• _Task directions_
Using the listing below, give the number of lines where "React" appears, and nothing else.

• _Information provided_
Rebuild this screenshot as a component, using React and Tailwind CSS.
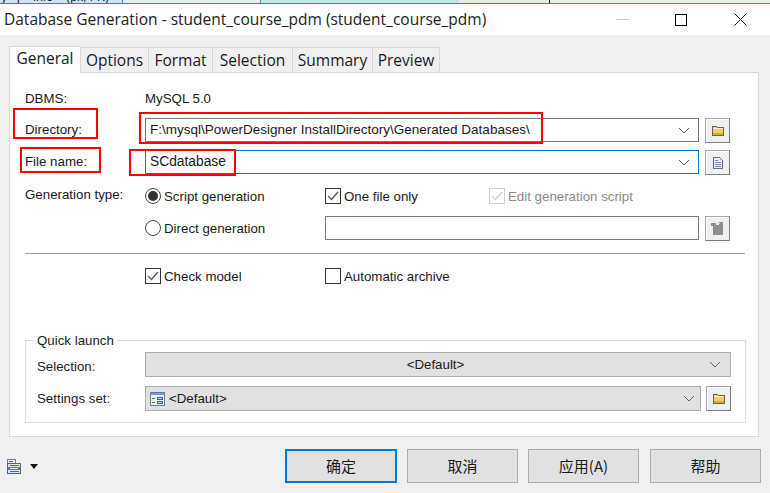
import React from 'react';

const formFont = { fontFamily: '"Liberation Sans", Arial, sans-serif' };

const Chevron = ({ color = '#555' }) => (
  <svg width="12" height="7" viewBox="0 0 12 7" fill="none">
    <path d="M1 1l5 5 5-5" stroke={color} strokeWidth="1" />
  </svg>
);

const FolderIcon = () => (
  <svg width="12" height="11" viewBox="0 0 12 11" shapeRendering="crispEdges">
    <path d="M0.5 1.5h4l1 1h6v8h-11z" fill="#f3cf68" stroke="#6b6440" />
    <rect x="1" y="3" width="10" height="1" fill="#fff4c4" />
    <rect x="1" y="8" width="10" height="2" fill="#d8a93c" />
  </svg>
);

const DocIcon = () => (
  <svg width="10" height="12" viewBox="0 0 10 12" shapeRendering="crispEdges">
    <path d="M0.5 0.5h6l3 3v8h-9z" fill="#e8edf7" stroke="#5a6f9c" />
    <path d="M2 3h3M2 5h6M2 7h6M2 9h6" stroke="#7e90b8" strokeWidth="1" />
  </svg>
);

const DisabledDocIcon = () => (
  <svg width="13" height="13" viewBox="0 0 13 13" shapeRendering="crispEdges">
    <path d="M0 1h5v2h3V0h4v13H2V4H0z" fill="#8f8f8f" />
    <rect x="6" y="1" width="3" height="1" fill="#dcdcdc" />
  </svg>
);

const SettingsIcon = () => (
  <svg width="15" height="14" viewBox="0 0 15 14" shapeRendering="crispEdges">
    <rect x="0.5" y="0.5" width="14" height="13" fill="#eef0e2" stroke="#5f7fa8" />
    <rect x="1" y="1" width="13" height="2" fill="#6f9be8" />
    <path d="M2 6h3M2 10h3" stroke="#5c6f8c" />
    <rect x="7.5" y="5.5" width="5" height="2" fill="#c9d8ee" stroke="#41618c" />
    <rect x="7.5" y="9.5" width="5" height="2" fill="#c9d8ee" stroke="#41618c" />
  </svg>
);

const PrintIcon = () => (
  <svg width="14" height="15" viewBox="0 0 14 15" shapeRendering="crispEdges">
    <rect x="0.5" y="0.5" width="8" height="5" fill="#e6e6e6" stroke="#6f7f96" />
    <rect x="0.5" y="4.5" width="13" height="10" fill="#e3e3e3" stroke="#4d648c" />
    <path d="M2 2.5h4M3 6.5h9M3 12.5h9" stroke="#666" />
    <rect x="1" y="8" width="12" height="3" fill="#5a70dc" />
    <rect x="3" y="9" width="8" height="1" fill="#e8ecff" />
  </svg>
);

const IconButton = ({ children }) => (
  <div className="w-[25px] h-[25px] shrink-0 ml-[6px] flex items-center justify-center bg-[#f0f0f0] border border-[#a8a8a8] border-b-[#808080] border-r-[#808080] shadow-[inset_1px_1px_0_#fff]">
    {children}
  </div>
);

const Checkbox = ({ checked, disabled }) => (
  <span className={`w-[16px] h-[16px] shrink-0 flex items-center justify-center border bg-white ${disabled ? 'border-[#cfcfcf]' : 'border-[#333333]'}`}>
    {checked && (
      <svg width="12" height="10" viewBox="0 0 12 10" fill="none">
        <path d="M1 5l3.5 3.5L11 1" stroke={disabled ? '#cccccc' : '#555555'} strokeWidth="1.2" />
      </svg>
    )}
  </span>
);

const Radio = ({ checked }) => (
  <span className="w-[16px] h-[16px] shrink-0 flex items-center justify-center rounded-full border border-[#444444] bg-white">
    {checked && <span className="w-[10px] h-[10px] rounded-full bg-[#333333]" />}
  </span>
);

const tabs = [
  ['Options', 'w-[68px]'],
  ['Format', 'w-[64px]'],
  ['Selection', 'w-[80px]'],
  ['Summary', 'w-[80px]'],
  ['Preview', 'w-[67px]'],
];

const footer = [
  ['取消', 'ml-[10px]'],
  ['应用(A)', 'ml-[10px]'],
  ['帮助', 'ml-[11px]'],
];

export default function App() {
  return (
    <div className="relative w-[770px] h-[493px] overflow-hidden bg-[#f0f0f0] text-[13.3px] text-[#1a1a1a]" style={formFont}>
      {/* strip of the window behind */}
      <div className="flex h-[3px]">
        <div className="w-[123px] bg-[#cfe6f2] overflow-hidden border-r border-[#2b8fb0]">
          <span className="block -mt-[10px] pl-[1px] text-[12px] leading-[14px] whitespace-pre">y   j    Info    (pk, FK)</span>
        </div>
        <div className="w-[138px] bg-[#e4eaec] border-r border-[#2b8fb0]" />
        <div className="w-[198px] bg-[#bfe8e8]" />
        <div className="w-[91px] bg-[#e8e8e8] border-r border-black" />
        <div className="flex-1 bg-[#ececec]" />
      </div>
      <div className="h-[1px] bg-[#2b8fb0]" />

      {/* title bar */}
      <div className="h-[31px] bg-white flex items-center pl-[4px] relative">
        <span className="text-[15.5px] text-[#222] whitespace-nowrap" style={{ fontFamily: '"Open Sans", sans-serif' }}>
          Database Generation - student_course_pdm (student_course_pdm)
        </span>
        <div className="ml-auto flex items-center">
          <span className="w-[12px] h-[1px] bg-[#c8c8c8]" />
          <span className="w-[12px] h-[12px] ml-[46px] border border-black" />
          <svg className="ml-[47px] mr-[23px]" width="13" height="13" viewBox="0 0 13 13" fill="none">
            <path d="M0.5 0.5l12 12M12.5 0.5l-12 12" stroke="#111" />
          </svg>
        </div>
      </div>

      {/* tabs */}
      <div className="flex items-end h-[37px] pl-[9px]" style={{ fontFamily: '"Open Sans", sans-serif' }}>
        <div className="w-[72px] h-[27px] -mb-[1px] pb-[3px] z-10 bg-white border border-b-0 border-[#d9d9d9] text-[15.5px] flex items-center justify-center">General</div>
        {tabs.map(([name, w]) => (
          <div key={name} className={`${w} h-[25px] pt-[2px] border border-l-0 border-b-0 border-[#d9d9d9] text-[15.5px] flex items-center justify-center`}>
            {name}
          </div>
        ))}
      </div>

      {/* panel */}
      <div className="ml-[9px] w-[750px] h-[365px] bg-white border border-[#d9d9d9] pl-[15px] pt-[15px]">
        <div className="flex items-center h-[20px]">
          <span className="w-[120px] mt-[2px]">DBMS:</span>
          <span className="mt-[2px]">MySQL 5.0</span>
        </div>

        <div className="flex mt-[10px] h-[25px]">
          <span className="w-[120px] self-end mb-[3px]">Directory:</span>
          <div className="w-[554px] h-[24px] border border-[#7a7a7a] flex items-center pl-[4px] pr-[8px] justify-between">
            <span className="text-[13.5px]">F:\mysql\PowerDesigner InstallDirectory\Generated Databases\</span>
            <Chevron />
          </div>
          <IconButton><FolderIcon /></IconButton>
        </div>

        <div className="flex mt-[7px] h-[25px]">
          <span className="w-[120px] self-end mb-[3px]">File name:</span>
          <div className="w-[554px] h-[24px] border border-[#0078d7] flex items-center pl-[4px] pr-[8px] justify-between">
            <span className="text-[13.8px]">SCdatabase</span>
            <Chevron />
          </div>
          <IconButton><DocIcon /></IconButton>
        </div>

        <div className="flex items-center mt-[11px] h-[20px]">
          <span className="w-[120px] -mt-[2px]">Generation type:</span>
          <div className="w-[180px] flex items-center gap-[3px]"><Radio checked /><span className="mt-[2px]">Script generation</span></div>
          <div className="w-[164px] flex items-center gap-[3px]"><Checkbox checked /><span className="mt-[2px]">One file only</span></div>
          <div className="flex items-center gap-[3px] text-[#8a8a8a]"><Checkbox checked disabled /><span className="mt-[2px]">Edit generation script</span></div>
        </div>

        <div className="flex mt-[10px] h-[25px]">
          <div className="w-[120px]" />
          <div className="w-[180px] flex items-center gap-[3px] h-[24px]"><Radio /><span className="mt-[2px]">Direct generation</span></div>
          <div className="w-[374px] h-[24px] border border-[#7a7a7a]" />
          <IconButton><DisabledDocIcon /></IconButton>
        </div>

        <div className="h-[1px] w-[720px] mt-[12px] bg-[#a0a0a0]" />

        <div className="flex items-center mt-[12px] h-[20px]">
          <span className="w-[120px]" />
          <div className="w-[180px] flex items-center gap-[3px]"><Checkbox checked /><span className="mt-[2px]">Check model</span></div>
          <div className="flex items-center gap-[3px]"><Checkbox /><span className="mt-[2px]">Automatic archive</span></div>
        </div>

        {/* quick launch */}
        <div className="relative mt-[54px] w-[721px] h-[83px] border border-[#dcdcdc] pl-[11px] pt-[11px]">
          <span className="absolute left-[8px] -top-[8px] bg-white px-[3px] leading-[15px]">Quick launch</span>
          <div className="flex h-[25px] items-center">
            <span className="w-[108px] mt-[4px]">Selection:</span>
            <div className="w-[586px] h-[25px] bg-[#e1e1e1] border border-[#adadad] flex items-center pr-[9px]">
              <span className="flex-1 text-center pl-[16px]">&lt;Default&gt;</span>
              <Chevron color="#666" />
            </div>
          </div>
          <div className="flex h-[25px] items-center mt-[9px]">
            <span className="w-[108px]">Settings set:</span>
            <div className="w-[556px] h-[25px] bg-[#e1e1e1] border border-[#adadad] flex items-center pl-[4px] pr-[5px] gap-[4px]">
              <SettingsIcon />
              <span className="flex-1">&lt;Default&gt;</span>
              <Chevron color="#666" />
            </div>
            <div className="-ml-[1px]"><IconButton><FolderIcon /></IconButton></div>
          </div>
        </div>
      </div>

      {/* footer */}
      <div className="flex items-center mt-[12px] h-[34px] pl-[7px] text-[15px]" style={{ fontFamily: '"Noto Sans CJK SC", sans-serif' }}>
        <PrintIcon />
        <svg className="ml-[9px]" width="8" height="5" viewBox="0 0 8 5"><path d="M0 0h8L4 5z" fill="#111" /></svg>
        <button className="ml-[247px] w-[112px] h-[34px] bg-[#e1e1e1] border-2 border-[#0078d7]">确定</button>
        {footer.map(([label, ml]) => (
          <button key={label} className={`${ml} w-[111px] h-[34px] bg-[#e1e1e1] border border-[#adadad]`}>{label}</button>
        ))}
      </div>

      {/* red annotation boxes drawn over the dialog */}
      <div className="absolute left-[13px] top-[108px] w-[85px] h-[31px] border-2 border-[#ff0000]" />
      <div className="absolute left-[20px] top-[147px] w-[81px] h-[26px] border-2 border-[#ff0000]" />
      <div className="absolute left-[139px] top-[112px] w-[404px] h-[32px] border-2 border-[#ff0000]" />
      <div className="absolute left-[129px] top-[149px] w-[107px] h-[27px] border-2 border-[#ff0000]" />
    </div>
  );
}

• _Solution to this exercise_
2